Terlepas dari dualisme pendapat mengenai keberadaan kejiwaan anak yang baru dilahirkan, apakah sebagai makhluk religius atau bukan, kenyataan teks-teks dan pengalaman keagamaan yang dilalui manusia menunjukkan bahwa anak yang baru dilahirkan pun telah membawa fitrah keagamaan, meskipun fungsinya baru tampak setelah berada pada tahap kematangan di kemudian hari melalui proses bimbingan dan latihan.
Menurut tinjauan pendapat ini, tanda-tanda keagamaan pada diri anak terjalin secara integral dengan perkembangan fungsi-fungsi kejiwaan lainnya. Jika demikian, apakah faktor yang dominan dalam perkembangan ini? Berkenaan dengan masalah tersebut, beberapa teori mengenai pertumbuhan agama pada anak itu antara lain:
1. Rasa ketergantungan (Sense of Dependent)
Teori ini dikemukakan oleh Thomas melalui teori four wishes-nya. Menurut Thomas, manusia dilahirkan ke dunia ini memiliki empat keinginan :
a. Keinginan untuk perlindungan [security].
b. Keinginan akan pengalaman baru [new experimence],
c. Keinginan untuk mendapat tanggapan [response], dan
d. Keinginan untuk dikenal [recognition].

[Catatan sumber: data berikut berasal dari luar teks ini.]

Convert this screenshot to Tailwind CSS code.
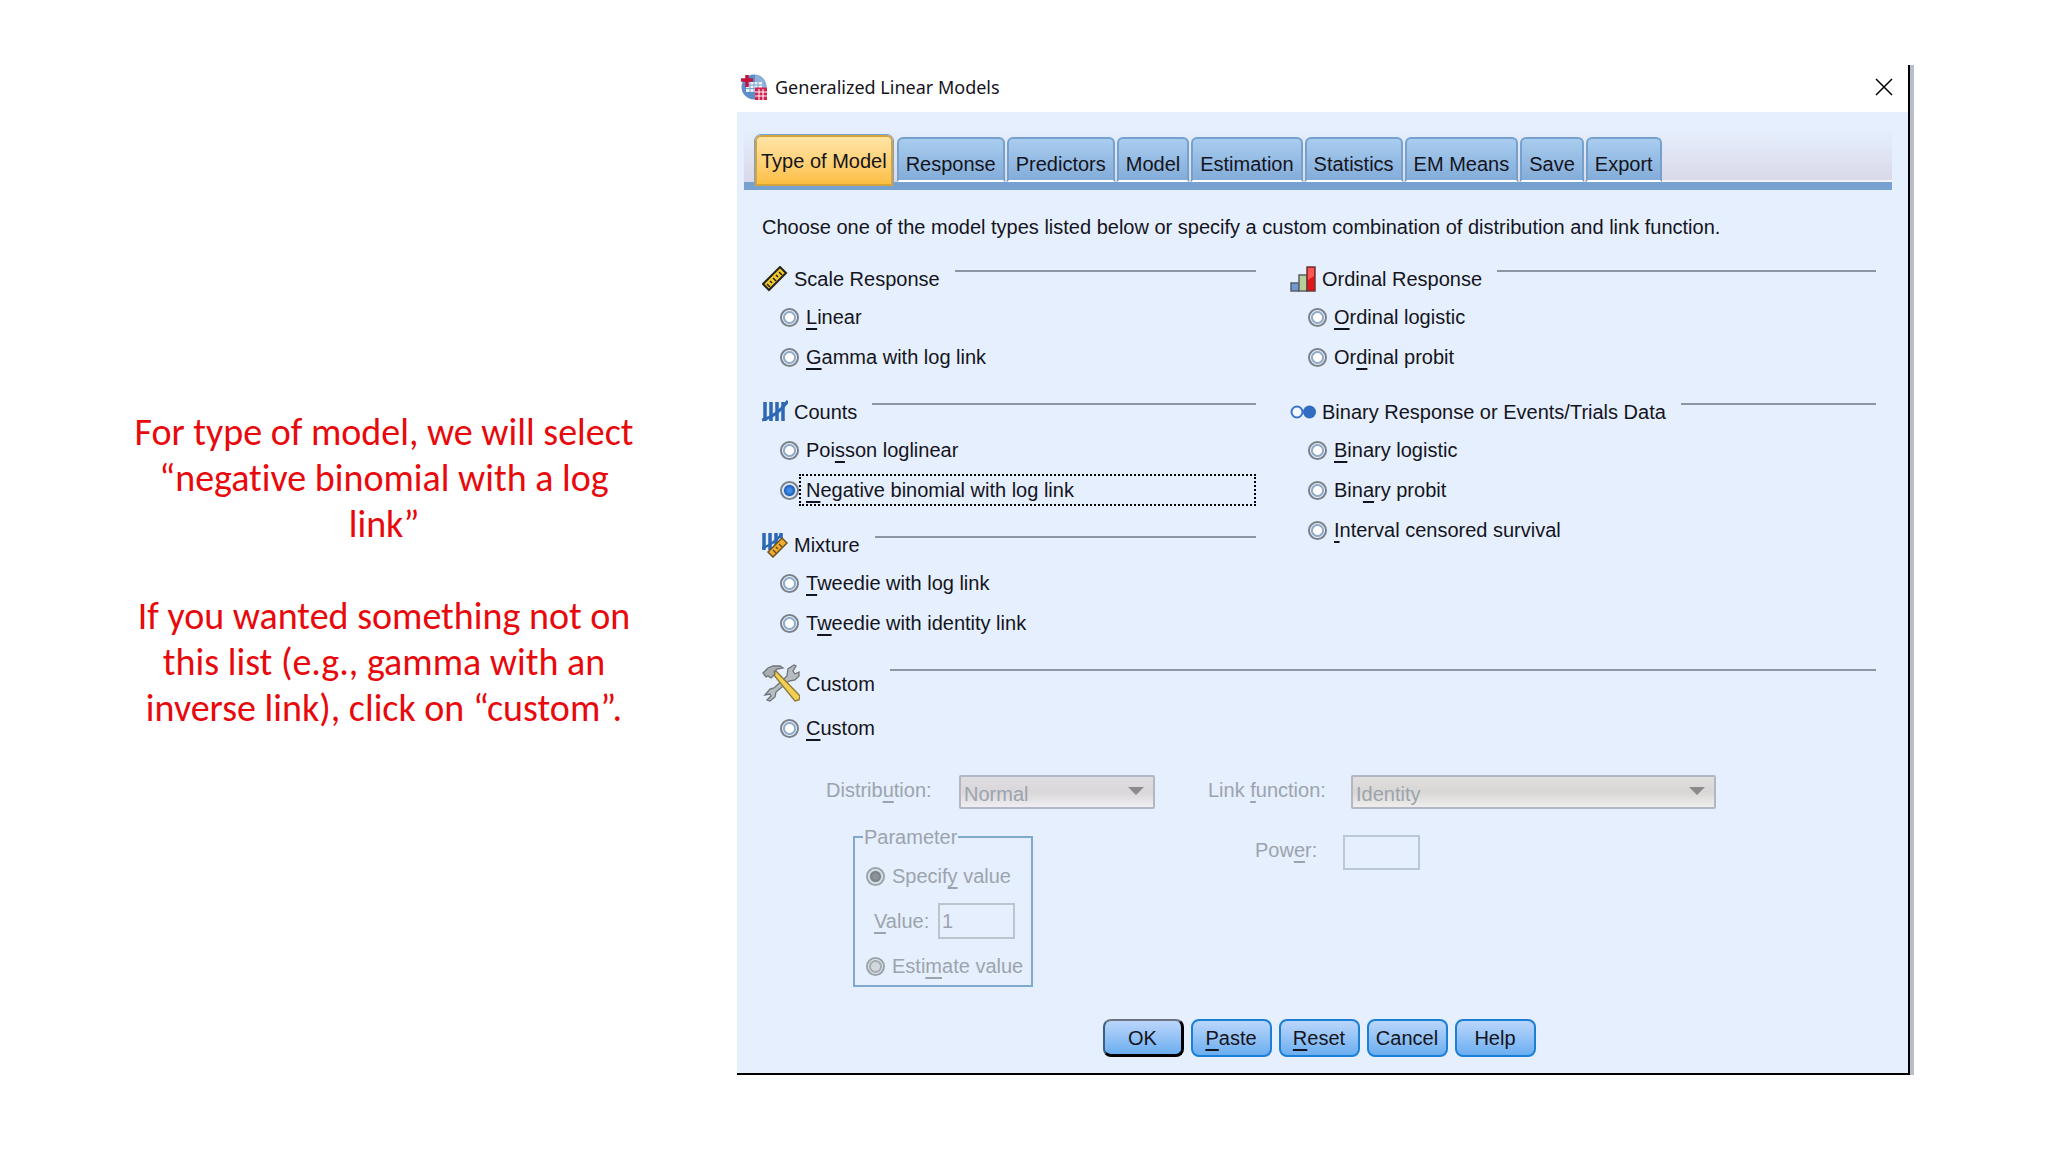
<!DOCTYPE html>
<html lang="en">
  <head>
    <meta charset="UTF-8" />
    <meta name="viewport" content="width=device-width, initial-scale=1.0" />
    <title>Generalized Linear Models</title>
    <script src="https://cdn.jsdelivr.net/npm/@tailwindcss/browser@4"></script>
  </head>
  <body class="bg-white">
    <main class="grid grid-cols-[737fr_1177fr_134fr] items-center pt-[65px]">
      <!-- Slide notes -->
      <aside
        class="pl-[125px] pr-[94px] text-center font-['Carlito','Lato',sans-serif] text-[38px] leading-[46px] text-[#e8090c] [font-variant-ligatures:none]"
      >
        <p>For type of model, we will select “negative binomial with a log link”</p>
        <p class="mt-[46px]">
          If you wanted something not on this list (e.g., gamma with an inverse
          link), click on “custom”.
        </p>
      </aside>

      <!-- Dialog -->
      <section
        class="border-r-4 border-[#b9bdcb] font-['Liberation_Sans',Arial,sans-serif] text-[20px] leading-6 text-[#14141c]"
      >
        <div class="border-r-2 border-b-2 border-black bg-[#e5effd]">
          <header class="flex h-[47px] items-center bg-white pb-[3px] pl-1 pr-[15px]">
            <svg class="size-[26px]" viewBox="0 0 26 26">
              <circle cx="13" cy="13" r="12.5" fill="#5d8fc6" />
              <path d="M14 1a12 12 0 0 1 11 13h-5V8h-6z" fill="#8fb0d8" />
              <path d="M5 8h16v10H5z" fill="#eaf2fb" />
              <path d="M5 11h16M5 14.500h12M9 8v10M13 8v10M17 8v6" stroke="#7ba3d2" stroke-width="1" />
              <path d="M6 1v12M0 6h12" stroke="#c4133c" stroke-width="3.5" />
              <path d="M14 13.500h12V26H14z" fill="#cf2350" />
              <path d="M14 18h12M14 22h12M18 15v11M22 15v11" stroke="#fff" stroke-width="1" />
            </svg>
            <h1 class="ml-[8px] flex-1 font-['Noto_Sans','Open_Sans',sans-serif] text-[18px]">
              Generalized Linear Models
            </h1>
            <button type="button" aria-label="Close">
              <svg class="size-[18px]" viewBox="0 0 18 18">
                <path d="M1 1l16 16M17 1L1 17" stroke="#000" stroke-width="1.5" />
              </svg>
            </button>
          </header>

          <!-- Tabs -->
          <nav
            class="ml-[7px] mr-4 flex h-[78px] items-end gap-[2px] border-b-8 border-[#76a1d0] bg-linear-to-b from-[#e5effd] from-25% to-[#d9d8e8] pl-[11px]"
          >
            <button type="button" class="relative -mb-1 h-[51px] rounded-t-md border-2 border-[#d3a43e] bg-linear-to-b from-[#ffe5a6] to-[#fdbf42] px-1 pb-2 pt-2 outline outline-[#76a1d0]">Type of Model</button>
            <button type="button" class="ml-[2px] h-[45px] rounded-t-md border-2 border-[#76a1cf] border-b-white bg-linear-to-b from-[#a9cdef] to-[#83acd9] px-[7px] pt-2">Response</button>
            <button type="button" class="h-[45px] rounded-t-md border-2 border-[#76a1cf] border-b-white bg-linear-to-b from-[#a9cdef] to-[#83acd9] px-[7px] pt-2">Predictors</button>
            <button type="button" class="h-[45px] rounded-t-md border-2 border-[#76a1cf] border-b-white bg-linear-to-b from-[#a9cdef] to-[#83acd9] px-[7px] pt-2">Model</button>
            <button type="button" class="h-[45px] rounded-t-md border-2 border-[#76a1cf] border-b-white bg-linear-to-b from-[#a9cdef] to-[#83acd9] px-[7px] pt-2">Estimation</button>
            <button type="button" class="h-[45px] rounded-t-md border-2 border-[#76a1cf] border-b-white bg-linear-to-b from-[#a9cdef] to-[#83acd9] px-[7px] pt-2">Statistics</button>
            <button type="button" class="h-[45px] rounded-t-md border-2 border-[#76a1cf] border-b-white bg-linear-to-b from-[#a9cdef] to-[#83acd9] px-[7px] pt-2">EM Means</button>
            <button type="button" class="h-[45px] rounded-t-md border-2 border-[#76a1cf] border-b-white bg-linear-to-b from-[#a9cdef] to-[#83acd9] px-[7px] pt-2">Save</button>
            <button type="button" class="h-[45px] rounded-t-md border-2 border-[#76a1cf] border-b-white bg-linear-to-b from-[#a9cdef] to-[#83acd9] px-[7px] pt-2">Export</button>
            <span class="-ml-[2px] h-[2px] flex-1 bg-[#f3f3fa]"></span>
          </nav>

          <form class="pb-4 pl-[25px] pr-8 pt-[25px]">
            <p class="whitespace-nowrap">
              Choose one of the model types listed below or specify a custom
              combination of distribution and link function.
            </p>

            <div class="mt-[26px] grid grid-cols-[494fr_586fr] gap-x-[34px]">
              <!-- Left column -->
              <div class="flex flex-col gap-[21px]">
                <section>
                  <div class="flex h-7 items-center">
                    <svg class="size-[26px]" viewBox="0 0 26 26">
                      <path d="M1 18L18 1l6 6L7 24z" fill="#f2c92e" stroke="#26231a" stroke-width="2" />
                      <path d="M5 18l3 3M8 15l2 2M11 12l3 3M14 9l2 2M17 6l3 3" stroke="#26231a" stroke-width="1.500" />
                    </svg>
                    <h2 class="ml-[6px]">Scale Response</h2>
                    <span class="ml-[15px] mt-[5px] h-[2px] flex-1 self-start bg-[#8b95a3]"></span>
                  </div>
                  <div class="mt-1 pl-[18px]">
                    <div class="flex h-10 items-center">
                      <input id="linear" name="model" type="radio" class="size-[19px] appearance-none rounded-full border-2 border-[#78808a] bg-[radial-gradient(circle,#fff_4px,#8fabc9_5px,#8fabc9_6px,#eef4fb_7px)]" />
                      <label for="linear" class="flex-1 pl-[7px]"><u class="decoration-2 underline-offset-4 [text-decoration-skip-ink:none]">L</u>inear</label>
                    </div>
                    <div class="flex h-10 items-center">
                      <input id="gamma" name="model" type="radio" class="size-[19px] appearance-none rounded-full border-2 border-[#78808a] bg-[radial-gradient(circle,#fff_4px,#8fabc9_5px,#8fabc9_6px,#eef4fb_7px)]" />
                      <label for="gamma" class="flex-1 pl-[7px]"><u class="decoration-2 underline-offset-4 [text-decoration-skip-ink:none]">G</u>amma with log link</label>
                    </div>
                  </div>
                </section>

                <section>
                  <div class="flex h-7 items-center">
                    <svg class="size-[26px]" viewBox="0 0 26 26">
                      <path d="M3 3v19M9 3v19M15 3v19M21 3v19" stroke="#2e68b5" stroke-width="3.500" />
                      <path d="M0 21C9 19 18 13 26 2" fill="none" stroke="#2e68b5" stroke-width="3" />
                    </svg>
                    <h2 class="ml-[6px]">Counts</h2>
                    <span class="ml-[15px] mt-[5px] h-[2px] flex-1 self-start bg-[#8b95a3]"></span>
                  </div>
                  <div class="mt-1 pl-[18px]">
                    <div class="flex h-10 items-center">
                      <input id="poisson" name="model" type="radio" class="size-[19px] appearance-none rounded-full border-2 border-[#78808a] bg-[radial-gradient(circle,#fff_4px,#8fabc9_5px,#8fabc9_6px,#eef4fb_7px)]" />
                      <label for="poisson" class="flex-1 pl-[7px]">Poi<u class="decoration-2 underline-offset-4 [text-decoration-skip-ink:none]">s</u>son loglinear</label>
                    </div>
                    <div class="flex h-10 items-center">
                      <input id="negbin" name="model" type="radio" checked class="size-[19px] appearance-none rounded-full border-2 border-[#78808a] bg-[radial-gradient(circle,#3f8be6_2px,#1f5fb8_5px,#c3d6ec_6px,#eef4fb_7px)]" />
                      <label for="negbin" class="flex h-8 flex-1 items-center border-2 border-dotted border-black pl-[5px]"><span><u class="decoration-2 underline-offset-4 [text-decoration-skip-ink:none]">N</u>egative binomial with log link</span></label>
                    </div>
                  </div>
                </section>

                <section>
                  <div class="flex h-7 items-center">
                    <svg class="size-[26px]" viewBox="0 0 26 26">
                      <path d="M2 1v17M8 1v17M14 1v12M19 1v5" stroke="#2e68b5" stroke-width="3.500" />
                      <path d="M0 16C8 14 14 9 20 2" fill="none" stroke="#2e68b5" stroke-width="2.500" />
                      <path d="M6 20L20 6l5 5L11 25z" fill="#efae2b" stroke="#6d5220" stroke-width="1.500" />
                      <path d="M11 18l3 3M14 15l2 2M17 12l3 3" stroke="#6d5220" stroke-width="1.500" />
                    </svg>
                    <h2 class="ml-[6px]">Mixture</h2>
                    <span class="ml-[15px] mt-[5px] h-[2px] flex-1 self-start bg-[#8b95a3]"></span>
                  </div>
                  <div class="mt-1 pl-[18px]">
                    <div class="flex h-10 items-center">
                      <input id="tweedie-log" name="model" type="radio" class="size-[19px] appearance-none rounded-full border-2 border-[#78808a] bg-[radial-gradient(circle,#fff_4px,#8fabc9_5px,#8fabc9_6px,#eef4fb_7px)]" />
                      <label for="tweedie-log" class="flex-1 pl-[7px]"><u class="decoration-2 underline-offset-4 [text-decoration-skip-ink:none]">T</u>weedie with log link</label>
                    </div>
                    <div class="flex h-10 items-center">
                      <input id="tweedie-id" name="model" type="radio" class="size-[19px] appearance-none rounded-full border-2 border-[#78808a] bg-[radial-gradient(circle,#fff_4px,#8fabc9_5px,#8fabc9_6px,#eef4fb_7px)]" />
                      <label for="tweedie-id" class="flex-1 pl-[7px]">T<u class="decoration-2 underline-offset-4 [text-decoration-skip-ink:none]">w</u>eedie with identity link</label>
                    </div>
                  </div>
                </section>
              </div>

              <!-- Right column -->
              <div class="flex flex-col gap-[21px]">
                <section>
                  <div class="flex h-7 items-center">
                    <svg class="size-[26px]" viewBox="0 0 26 26">
                      <path d="M1 17h8v8H1z" fill="#6f9bd0" stroke="#5a5f66" stroke-width="1.500" />
                      <path d="M9 9h8v16H9z" fill="#b7d09a" stroke="#5a5f66" stroke-width="1.500" />
                      <path d="M17 1h8v24h-8z" fill="#e0161b" stroke="#6b3a3a" stroke-width="1.500" />
                      <path d="M18 2h6v8l-6 4z" fill="#ff5552" />
                    </svg>
                    <h2 class="ml-[6px]">Ordinal Response</h2>
                    <span class="ml-[15px] mt-[5px] h-[2px] flex-1 self-start bg-[#8b95a3]"></span>
                  </div>
                  <div class="mt-1 pl-[18px]">
                    <div class="flex h-10 items-center">
                      <input id="ord-logistic" name="model" type="radio" class="size-[19px] appearance-none rounded-full border-2 border-[#78808a] bg-[radial-gradient(circle,#fff_4px,#8fabc9_5px,#8fabc9_6px,#eef4fb_7px)]" />
                      <label for="ord-logistic" class="flex-1 pl-[7px]"><u class="decoration-2 underline-offset-4 [text-decoration-skip-ink:none]">O</u>rdinal logistic</label>
                    </div>
                    <div class="flex h-10 items-center">
                      <input id="ord-probit" name="model" type="radio" class="size-[19px] appearance-none rounded-full border-2 border-[#78808a] bg-[radial-gradient(circle,#fff_4px,#8fabc9_5px,#8fabc9_6px,#eef4fb_7px)]" />
                      <label for="ord-probit" class="flex-1 pl-[7px]">Or<u class="decoration-2 underline-offset-4 [text-decoration-skip-ink:none]">d</u>inal probit</label>
                    </div>
                  </div>
                </section>

                <section>
                  <div class="flex h-7 items-center">
                    <svg class="size-[26px]" viewBox="0 0 26 26">
                      <circle cx="7" cy="13" r="5.500" fill="#f4f8fe" stroke="#3a74c4" stroke-width="2" />
                      <circle cx="19.500" cy="13" r="6.500" fill="#2f6cc2" />
                    </svg>
                    <h2 class="ml-[6px]">Binary Response or Events/Trials Data</h2>
                    <span class="ml-[15px] mt-[5px] h-[2px] flex-1 self-start bg-[#8b95a3]"></span>
                  </div>
                  <div class="mt-1 pl-[18px]">
                    <div class="flex h-10 items-center">
                      <input id="bin-logistic" name="model" type="radio" class="size-[19px] appearance-none rounded-full border-2 border-[#78808a] bg-[radial-gradient(circle,#fff_4px,#8fabc9_5px,#8fabc9_6px,#eef4fb_7px)]" />
                      <label for="bin-logistic" class="flex-1 pl-[7px]"><u class="decoration-2 underline-offset-4 [text-decoration-skip-ink:none]">B</u>inary logistic</label>
                    </div>
                    <div class="flex h-10 items-center">
                      <input id="bin-probit" name="model" type="radio" class="size-[19px] appearance-none rounded-full border-2 border-[#78808a] bg-[radial-gradient(circle,#fff_4px,#8fabc9_5px,#8fabc9_6px,#eef4fb_7px)]" />
                      <label for="bin-probit" class="flex-1 pl-[7px]">Bin<u class="decoration-2 underline-offset-4 [text-decoration-skip-ink:none]">a</u>ry probit</label>
                    </div>
                    <div class="flex h-10 items-center">
                      <input id="interval" name="model" type="radio" class="size-[19px] appearance-none rounded-full border-2 border-[#78808a] bg-[radial-gradient(circle,#fff_4px,#8fabc9_5px,#8fabc9_6px,#eef4fb_7px)]" />
                      <label for="interval" class="flex-1 pl-[7px]"><u class="decoration-2 underline-offset-4 [text-decoration-skip-ink:none]">I</u>nterval censored survival</label>
                    </div>
                  </div>
                </section>
              </div>
            </div>

            <!-- Custom model -->
            <section class="mt-[21px]">
              <div class="flex h-[38px] items-center">
                <svg class="size-[38px]" viewBox="0 0 38 38">
                  <path d="M3 31l5-6 4-1L25 12l1-7 6-4 2 1-3 5 2 3 4-2v4l-4 4-6 1L14 28l-1 5-5 4-3-1 4-4-1-2z" fill="#b7bcc0" stroke="#6e7377" stroke-width="1.300" />
                  <path d="M11 10l3-3 24 25-1 4-4 1z" fill="#f3cf52" stroke="#8c7a3c" stroke-width="1.300" />
                  <path d="M1 9l5-5 5-2h7l3 2-6 1-3 3 1 2-4 4-3-2-2 1z" fill="#a9aeb2" stroke="#6e7377" stroke-width="1.300" />
                </svg>
                <h2 class="ml-[6px] mt-[2px]">Custom</h2>
                <span class="ml-[15px] mt-[5px] h-[2px] flex-1 self-start bg-[#8b95a3]"></span>
              </div>
              <div class="mt-[6px] flex h-10 items-center pl-[18px]">
                <input id="custom" name="model" type="radio" class="size-[19px] appearance-none rounded-full border-2 border-[#78808a] bg-[radial-gradient(circle,#fff_4px,#8fabc9_5px,#8fabc9_6px,#eef4fb_7px)]" />
                <label for="custom" class="flex-1 pl-[7px]"><u class="decoration-2 underline-offset-4 [text-decoration-skip-ink:none]">C</u>ustom</label>
              </div>

              <div class="mt-[27px] grid grid-cols-[446fr_668fr] text-[#9da3ad]">
                <div class="pl-16">
                  <div class="flex h-[34px]">
                    <label for="distribution" class="w-[133px] pt-[3px]">Distrib<u class="decoration-2 underline-offset-4 [text-decoration-skip-ink:none]">u</u>tion:</label>
                    <div class="relative w-[196px]">
                      <select id="distribution" disabled class="h-full w-full appearance-none rounded-xs border-2 border-[#b3b7c3] bg-linear-to-b from-[#e0dde0] via-[#d9d7d9] to-[#efedef] pl-[3px] pt-[3px] opacity-100">
                        <option>Normal</option>
                      </select>
                      <svg class="absolute right-[11px] top-[12px] h-2 w-4" viewBox="0 0 16 8"><path d="M0 0h16L8 8z" fill="#8a8a8c" /></svg>
                    </div>
                  </div>
                  <fieldset class="ml-[27px] mt-4 w-[180px] border-2 border-[#7fa9cd] pb-[1px] pl-[11px]">
                    <legend class="-ml-[3px] px-[1px]">Parameter</legend>
                    <div class="mt-[9px] flex h-9 items-center">
                      <input id="specify" name="param" type="radio" checked disabled class="size-[19px] appearance-none rounded-full border-2 border-[#9ba3aa] bg-[radial-gradient(circle,#8d9499_2px,#7b8388_5px,#c9d2da_6px,#e4ebf3_7px)]" />
                      <label for="specify" class="pl-[7px]">Specif<u class="decoration-2 underline-offset-4 [text-decoration-skip-ink:none]">y</u> value</label>
                    </div>
                    <div class="mt-[9px] flex h-9 items-center pl-2">
                      <label for="value" class="w-[64px]"><u class="decoration-2 underline-offset-4 [text-decoration-skip-ink:none]">V</u>alue:</label>
                      <input id="value" type="text" value="1" disabled class="h-full w-[77px] border-2 border-[#bcc4cb] pl-[2px]" />
                    </div>
                    <div class="mt-[9px] flex h-9 items-center">
                      <input id="estimate" name="param" type="radio" disabled class="size-[19px] appearance-none rounded-full border-2 border-[#9ba3aa] bg-[radial-gradient(circle,#d3d8dc_4px,#a5adb3_5px,#a5adb3_6px,#e4ebf3_7px)]" />
                      <label for="estimate" class="pl-[7px]">Esti<u class="decoration-2 underline-offset-4 [text-decoration-skip-ink:none]">m</u>ate value</label>
                    </div>
                  </fieldset>
                </div>

                <div>
                  <div class="flex h-[34px]">
                    <label for="link" class="w-[143px] pt-[3px]">Link <u class="decoration-2 underline-offset-4 [text-decoration-skip-ink:none]">f</u>unction:</label>
                    <div class="relative w-[365px]">
                      <select id="link" disabled class="h-full w-full appearance-none rounded-xs border-2 border-[#b3b7c3] bg-linear-to-b from-[#e0dfdd] via-[#d9d7d5] to-[#efeeec] pl-[3px] pt-[3px] opacity-100">
                        <option>Identity</option>
                      </select>
                      <svg class="absolute right-[11px] top-[12px] h-2 w-4" viewBox="0 0 16 8"><path d="M0 0h16L8 8z" fill="#8a8a8c" /></svg>
                    </div>
                  </div>
                  <div class="mt-[26px] flex h-[35px] pl-[47px]">
                    <label for="power" class="w-[88px] pt-[3px]">Pow<u class="decoration-2 underline-offset-4 [text-decoration-skip-ink:none]">e</u>r:</label>
                    <input id="power" type="text" disabled class="w-[77px] border-2 border-[#b9c7d6]" />
                  </div>
                </div>
              </div>
            </section>

            <div class="mt-8 flex justify-center gap-[7px]">
              <button type="submit" class="h-[38px] w-[81px] rounded-lg border-2 border-b-3 border-r-3 border-l-[#3d5f80] border-t-[#6d7680] border-b-black border-r-black bg-linear-to-b from-[#bbd6fb] to-[#6aaef0]">OK</button>
              <button type="button" class="h-[38px] w-[81px] rounded-lg border-2 border-[#1c7fd6] bg-linear-to-b from-[#bbd6fb] to-[#6aaef0]"><u class="decoration-2 underline-offset-4 [text-decoration-skip-ink:none]">P</u>aste</button>
              <button type="reset" class="h-[38px] w-[81px] rounded-lg border-2 border-[#1c7fd6] bg-linear-to-b from-[#bbd6fb] to-[#6aaef0]"><u class="decoration-2 underline-offset-4 [text-decoration-skip-ink:none]">R</u>eset</button>
              <button type="button" class="h-[38px] w-[81px] rounded-lg border-2 border-[#1c7fd6] bg-linear-to-b from-[#bbd6fb] to-[#6aaef0]">Cancel</button>
              <button type="button" class="h-[38px] w-[81px] rounded-lg border-2 border-[#1c7fd6] bg-linear-to-b from-[#bbd6fb] to-[#6aaef0]">Help</button>
            </div>
          </form>
        </div>
      </section>
    </main>
  </body>
</html>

Berdasarkan kenyataan dan kerjasama dari keempat keinginan itu, sejak dilahirkan bayi hidup dalam ketergantungan, kemudian dia melampaui pengalaman-pengalaman yang diterimanya dari lingkungan dan akhirnya terbentuklah rasa keagamaan pada dirinya.
2. Instink Keagamaan
Menurut Woodworth, bayi yang baru dilahirkan sudah memiliki beberapa instink, di antaranya instink keagamaan. Belum tampaknya tindak keagamaan pada diri anak karena beberapa fungsi kejiwaan yang menopang kematangan belum berfungsi sempurna. Sabagai contoh, instink sosial pada anak yang merupakan potensi bawaanya sebagai makhluk homo socius, baru akan berfungsi setelah anak dapat bergaul dan berkemampuan untuk berkomunikasi. Jadi instink sosial ini bergantung pada kematangan fungsi lainnya. Demikian pula instink keagamaan.